** Start of Provided information **
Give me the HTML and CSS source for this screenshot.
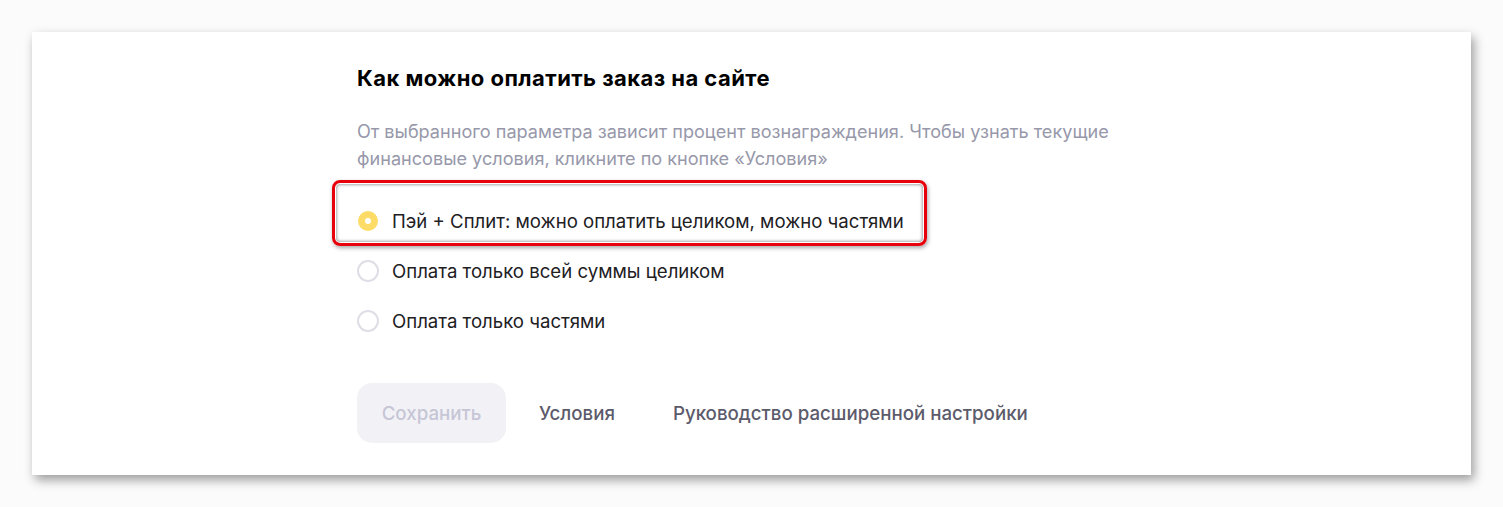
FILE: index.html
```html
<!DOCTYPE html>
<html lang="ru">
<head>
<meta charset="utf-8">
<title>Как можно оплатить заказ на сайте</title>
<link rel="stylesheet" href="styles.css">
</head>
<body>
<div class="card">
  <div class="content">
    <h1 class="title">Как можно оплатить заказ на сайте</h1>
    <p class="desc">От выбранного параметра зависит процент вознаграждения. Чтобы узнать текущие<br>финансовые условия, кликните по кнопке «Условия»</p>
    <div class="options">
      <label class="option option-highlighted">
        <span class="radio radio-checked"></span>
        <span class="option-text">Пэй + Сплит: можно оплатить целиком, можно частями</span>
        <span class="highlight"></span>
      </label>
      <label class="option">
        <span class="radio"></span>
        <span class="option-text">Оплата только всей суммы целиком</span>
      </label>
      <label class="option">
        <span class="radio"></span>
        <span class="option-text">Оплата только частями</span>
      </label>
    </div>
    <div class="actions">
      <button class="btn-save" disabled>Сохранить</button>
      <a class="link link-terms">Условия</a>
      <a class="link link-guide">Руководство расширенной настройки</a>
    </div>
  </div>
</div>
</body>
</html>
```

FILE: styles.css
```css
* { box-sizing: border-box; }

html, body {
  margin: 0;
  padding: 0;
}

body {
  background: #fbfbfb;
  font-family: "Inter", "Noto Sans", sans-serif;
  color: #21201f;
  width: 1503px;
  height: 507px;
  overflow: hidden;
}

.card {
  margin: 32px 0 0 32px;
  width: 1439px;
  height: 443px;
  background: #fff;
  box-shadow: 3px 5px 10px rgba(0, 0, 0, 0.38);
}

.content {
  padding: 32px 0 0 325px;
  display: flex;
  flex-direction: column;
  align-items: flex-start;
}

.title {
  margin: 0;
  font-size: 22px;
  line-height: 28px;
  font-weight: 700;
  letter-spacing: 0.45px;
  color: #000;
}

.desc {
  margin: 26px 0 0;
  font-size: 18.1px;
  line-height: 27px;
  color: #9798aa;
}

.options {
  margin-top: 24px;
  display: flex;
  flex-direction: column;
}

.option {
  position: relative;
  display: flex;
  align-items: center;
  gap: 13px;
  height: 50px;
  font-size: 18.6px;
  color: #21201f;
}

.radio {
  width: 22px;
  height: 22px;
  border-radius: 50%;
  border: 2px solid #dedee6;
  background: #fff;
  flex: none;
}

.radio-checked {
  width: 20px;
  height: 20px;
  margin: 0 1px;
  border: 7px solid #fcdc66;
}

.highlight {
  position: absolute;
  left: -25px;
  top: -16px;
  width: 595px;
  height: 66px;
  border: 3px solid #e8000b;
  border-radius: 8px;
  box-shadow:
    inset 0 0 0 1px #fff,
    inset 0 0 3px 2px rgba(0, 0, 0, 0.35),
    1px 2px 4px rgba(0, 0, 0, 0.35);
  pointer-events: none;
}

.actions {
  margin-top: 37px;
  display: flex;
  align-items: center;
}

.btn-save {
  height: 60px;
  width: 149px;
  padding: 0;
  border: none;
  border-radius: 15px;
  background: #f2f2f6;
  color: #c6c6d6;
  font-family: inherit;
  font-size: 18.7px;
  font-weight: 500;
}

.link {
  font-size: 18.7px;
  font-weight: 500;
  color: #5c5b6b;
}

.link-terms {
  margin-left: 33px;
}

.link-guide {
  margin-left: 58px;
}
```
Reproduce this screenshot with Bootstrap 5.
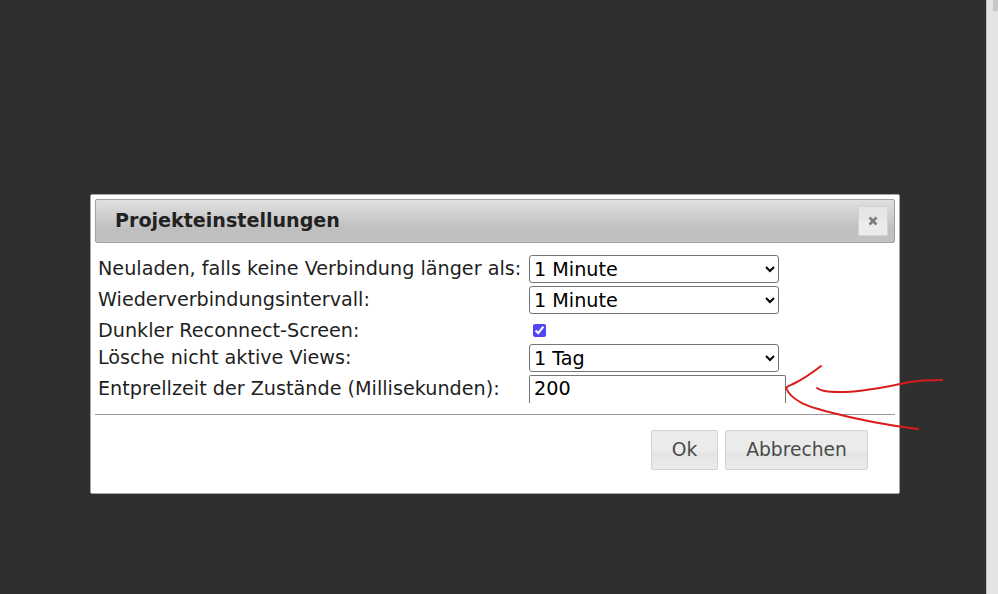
** End of Provided information **
■ Your objective
Give every line of the material that includes the string "this".

■ Task response
Give me the HTML and CSS source for this screenshot.
Reproduce this screenshot with Bootstrap 5.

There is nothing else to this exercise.